In the next few years after the shooting, Klebold almost lost herself within the horror-filled memories of the event. During those days, she reflects, “I was nearly insane with sorrow for the suffering my son had caused, and with grief for the child I had lost” (Klebold). She tried to keep out of the public eye as much as she could; while many of the community members had feelings towards her, rarely were they sorrow or compassion. If she ordered a coffee, the barista would recognize the infamous last name on her card. She kept her eyes away from pictures of survivors and ears out of the news; after all, most broadcasted fingers pointed towards the parents as the cause of the tragedy. A special poll conducted by TIME and CNN soon after the event told that 67% of teens from the ages of 13 to 17 feel that the parents are responsible for a shooting like Columbine (Pooley, et al). With this message constantly being fed to her, Klebold couldn’t help but wonder how her child, her life’s work, could ever cause so much grief for so many others. Anytime she would venture outside the walls of her house, she couldn’t help but wonder in horror how her son’s actions affected their lives (Klebold). “His mom is rippin’ herself up, trying to find out why,” commented Randy Brown, the father of a friend of Dylan (Pooley, et al). She would regularly descend into spells of terror and paranoia, never being able to escape the horrid act committed by the boy she raised in her house.

Only when Klebold started to look into Dylan’s death did she begin to find what she was looking for (Klebold). Through reading a secret journal of Dylan’s that she previously did not know existed, it was clear that Dylan was suffering from severe depression. In order to better understand his feelings in those last bits of his life, she made made learning about suicide her main focus. Raising her son, she was sure to teach him how to protect himself against external dangers, such as lightning, drinking and drug addiction, reckless driving, and more. However, she did not think to warn him from what would end up being his greatest danger — himself (Klebold). Having said that, one question still remains: how did his suicidal tendencies lead to a planned mass murder? That is one that Klebold admits she’ll never know.

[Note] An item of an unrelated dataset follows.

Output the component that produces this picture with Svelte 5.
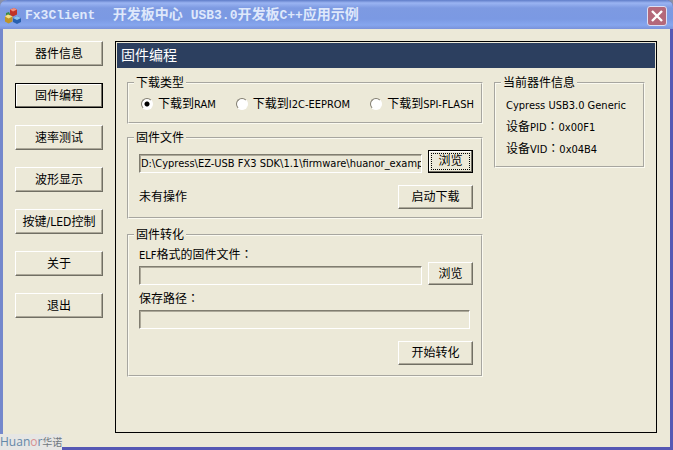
<script>
    const menu = ['器件信息', '固件编程', '速率测试', '波形显示', '按键/LED控制', '关于', '退出'];
    const targets = ['RAM', 'I2C-EEPROM', 'SPI-FLASH'];

    let page = $state('固件编程');
    let target = $state('RAM');
    let firmware = $state('D:\\Cypress\\EZ-USB FX3 SDK\\1.1\\firmware\\huanor_examp');
    let elfFile = $state('');
    let savePath = $state('');
</script>

<div class="window">
    <header class="titlebar">
        <svg class="app-icon" viewBox="0 0 16 16" aria-hidden="true">
            <path d="M5 1.500 9 0l3 1.500v5L8 8.500 5 7z" fill="#c03428" />
            <path d="M5 1.500 9 0l3 1.500-4 2z" fill="#f09080" />
            <path d="M1 5l3-1 1.500 3-2.500 1-2-1z" fill="#3c8a48" />
            <path d="M0 8.500l3-2 4.500 2v5l-4 2-3.500-2z" fill="#c09428" />
            <path d="M0 8.500l3-2 4.500 2-4 2z" fill="#f4e088" />
            <path d="M8 10l4-2 4 2v4l-4 2-4-2z" fill="#2860b0" />
            <path d="M8 10l4-2 4 2-4 2z" fill="#8cc4ee" />
        </svg>
        <h1>Fx3Client&nbsp; <span class="app">开发板中心</span> USB3.0<span>开发板</span>C++<span>应用示例</span></h1>
        <button class="close" aria-label="关闭">
            <svg viewBox="0 0 18 18" aria-hidden="true">
                <path d="M4 4l10 10M14 4L4 14" stroke="#fff" stroke-width="2.400" />
            </svg>
        </button>
    </header>

    <div class="body">
        <nav>
            {#each menu as item}
                <button class="btn" class:active={page === item} onclick={() => (page = item)}>{item}</button>
            {/each}
        </nav>

        <main>
            <h2>固件编程</h2>
            <div class="content">
                <div class="groups">
                    <fieldset class="types">
                        <legend>下载类型</legend>
                        <div class="radios">
                            {#each targets as t}
                                <label>
                                    <input type="radio" name="target" value={t} bind:group={target} />
                                    <span>下载到<span class="latin">{t}</span></span>
                                </label>
                            {/each}
                        </div>
                    </fieldset>

                    <fieldset class="firmware">
                        <legend>固件文件</legend>
                        <div class="row">
                            <input class="field" type="text" aria-label="固件文件" readonly bind:value={firmware} />
                            <button class="btn browse active focused"><span>浏览</span></button>
                        </div>
                        <div class="row status">
                            <p>未有操作</p>
                            <button class="btn action">启动下载</button>
                        </div>
                    </fieldset>

                    <fieldset class="convert">
                        <legend>固件转化</legend>
                        <div class="row">
                            <div class="labelled">
                                <label for="elf"><span class="latin">ELF</span>格式的固件文件<span class="colon">：</span></label>
                                <input class="field" id="elf" type="text" readonly bind:value={elfFile} />
                            </div>
                            <button class="btn browse">浏览</button>
                        </div>
                        <div class="labelled save">
                            <label for="save">保存路径<span class="colon">：</span></label>
                            <input class="field" id="save" type="text" readonly bind:value={savePath} />
                        </div>
                        <div class="row end">
                            <button class="btn action">开始转化</button>
                        </div>
                    </fieldset>
                </div>

                <fieldset class="device">
                    <legend>当前器件信息</legend>
                    <p><span class="latin">Cypress USB3.0 Generic</span></p>
                    <p>设备<span class="latin">PID</span><span class="colon">：</span><span class="latin">0x00F1</span></p>
                    <p>设备<span class="latin">VID</span><span class="colon">：</span><span class="latin">0x04B4</span></p>
                </fieldset>
            </div>
        </main>
    </div>

    <div class="logo">Huan<em>o</em>r<span>华诺</span></div>
</div>

<style>
    :global(body) {
        background: #8a90a8;
    }

    .window {
        position: relative;
        box-sizing: border-box;
        min-height: 100vh;
        display: flex;
        flex-direction: column;
        border: 3px solid #5658b4;
        border-top: 0;
        border-left-color: #7488cc;
        border-radius: 7px 7px 0 0;
        background: #ece9d8;
        font: 12px/16px 'DejaVu Sans Condensed', 'Noto Sans CJK SC', sans-serif;
        color: #000;
    }

    h1, h2, p {
        margin: 0;
    }

    button, input {
        box-sizing: border-box;
        margin: 0;
        padding: 0;
        font: inherit;
        color: inherit;
    }

    .titlebar {
        display: flex;
        align-items: center;
        height: 29px;
        margin: 0 -3px;
        padding: 2px 6px 0 5px;
        box-sizing: border-box;
        border-radius: 7px 7px 0 0;
        background: linear-gradient(#5f7cc8, #9ab4f2 3px, #7d9ae2 8px, #7b99e3 19px, #86a6ee 25px, #7a92da);
    }

    .app-icon {
        width: 16px;
        height: 16px;
    }

    h1 {
        flex: 1;
        margin-left: 4px;
        font: bold 13px/18px 'Liberation Mono', 'Noto Sans CJK SC', monospace;
        color: #dfe8fb;
        white-space: nowrap;
    }

    h1 span {
        font-size: 14px;
    }

    h1 .app {
        margin-left: 2px;
    }

    .close {
        width: 20px;
        height: 20px;
        border: 1px solid #dcdff4;
        border-radius: 3px;
        background: #b4687a;
    }

    .close svg {
        display: block;
        width: 18px;
        height: 18px;
    }

    .body {
        flex: 1;
        display: flex;
        gap: 12px;
        padding: 12px 13px 14px 12px;
    }

    nav {
        flex: none;
        display: flex;
        flex-direction: column;
        gap: 17px;
        width: 88px;
    }

    .btn {
        flex: none;
        height: 25px;
        border: 1px solid;
        border-color: #fff #716f64 #716f64 #fff;
        background: #ece9d8;
        box-shadow: inset -1px -1px #aca899;
        white-space: nowrap;
    }

    .btn.active {
        border-color: #000;
        box-shadow: inset -1px -1px #716f64, inset 1px 1px #fff;
    }

    main {
        flex: 1;
        min-width: 0;
        border: 1px solid #000;
    }

    h2 {
        margin: 1px 1px 0;
        padding: 0 4px;
        background: #2c3f5f;
        font-size: 14px;
        font-weight: normal;
        line-height: 25px;
        color: #fff;
    }

    .content {
        display: grid;
        grid-template-columns: minmax(0, 1fr) 151px;
        align-items: start;
        gap: 11px;
        padding: 7px 11px;
    }

    fieldset {
        margin: 0;
        min-width: 0;
        padding: 0 8px 8px 10px;
        border: 2px groove #fbfaf0;
    }

    legend {
        margin-left: -5px;
        padding: 0 2px;
    }

    .radios {
        display: flex;
        gap: 20px;
        padding: 5px 0 2px 2px;
    }

    .radios label {
        display: flex;
        align-items: center;
        gap: 5px;
        white-space: nowrap;
    }

    input[type='radio'] {
        appearance: none;
        width: 12px;
        height: 12px;
        border: 1px solid;
        border-color: #807d70 #fff #fff #807d70;
        border-radius: 50%;
        background: #fff;
    }

    input[type='radio']:checked {
        background: radial-gradient(circle, #000 2px, #fff 3px);
    }

    /* Latin runs are set a size below the Chinese text */
    .latin {
        font-size: 11px;
        line-height: 0;
    }

    .colon {
        font-family: 'Noto Sans CJK TC', sans-serif;
        line-height: 0;
    }

    .firmware {
        margin-top: 6px;
    }

    .convert {
        margin-top: 8px;
        padding-bottom: 10px;
    }

    .row {
        display: flex;
        align-items: flex-end;
        gap: 6px;
    }

    .firmware .row:first-of-type {
        padding-top: 4px;
    }

    .firmware .status {
        align-items: center;
        justify-content: space-between;
        margin-top: 12px;
    }

    .field {
        flex: 1;
        min-width: 0;
        height: 19px;
        padding: 0 0 0 1px;
        border: 1px solid;
        border-color: #807d70 #fff #fff #807d70;
        border-radius: 0;
        background: #ece9d8;
        box-shadow: inset 1px 1px #aca899;
        font-size: 11px;
        outline: none;
    }

    .browse {
        width: 45px;
        height: 23px;
    }

    .focused {
        padding: 2px;
    }

    .focused span {
        display: block;
        border: 1px dotted #000;
        line-height: 15px;
    }

    .action {
        width: 75px;
        height: 24px;
    }

    .labelled {
        flex: 1;
        display: flex;
        flex-direction: column;
        gap: 3px;
    }

    .labelled .field {
        flex: none;
    }

    .convert .row:first-of-type {
        padding-top: 4px;
    }

    .save {
        margin: 6px 3px 0 0;
    }

    .end {
        justify-content: flex-end;
        margin-top: 12px;
    }

    .device {
        padding-top: 3px;
        padding-bottom: 6px;
    }

    .device p {
        line-height: 22px;
        white-space: nowrap;
    }

    .logo {
        position: absolute;
        left: -3px;
        bottom: -3px;
        background: #e6e6e4;
        font: 12px/16px 'Open Sans', 'Noto Sans CJK SC', sans-serif;
        color: #6488a8;
    }

    .logo em {
        font-style: normal;
        color: #d89090;
    }

    .logo span {
        font-size: 10px;
        color: #707880;
    }
</style>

In 2009, Klebold broke her silence —exactly ten years after the shooting. In her piece for Oprah’s O Magazine, she finally opens up to everything she feels and experiences. She explains the love she has for her son, but also the confusion and disconnect she experiences between the boy she knew and raised, and the “monster” that committed such an unimaginable crime (Klebold). She designs her words in a way not as to draw in pity for her own experience, but instead to raise awareness for sadness in every parent’s child of their own. It is her wish that a “someone will see what [she] missed” (Klebold).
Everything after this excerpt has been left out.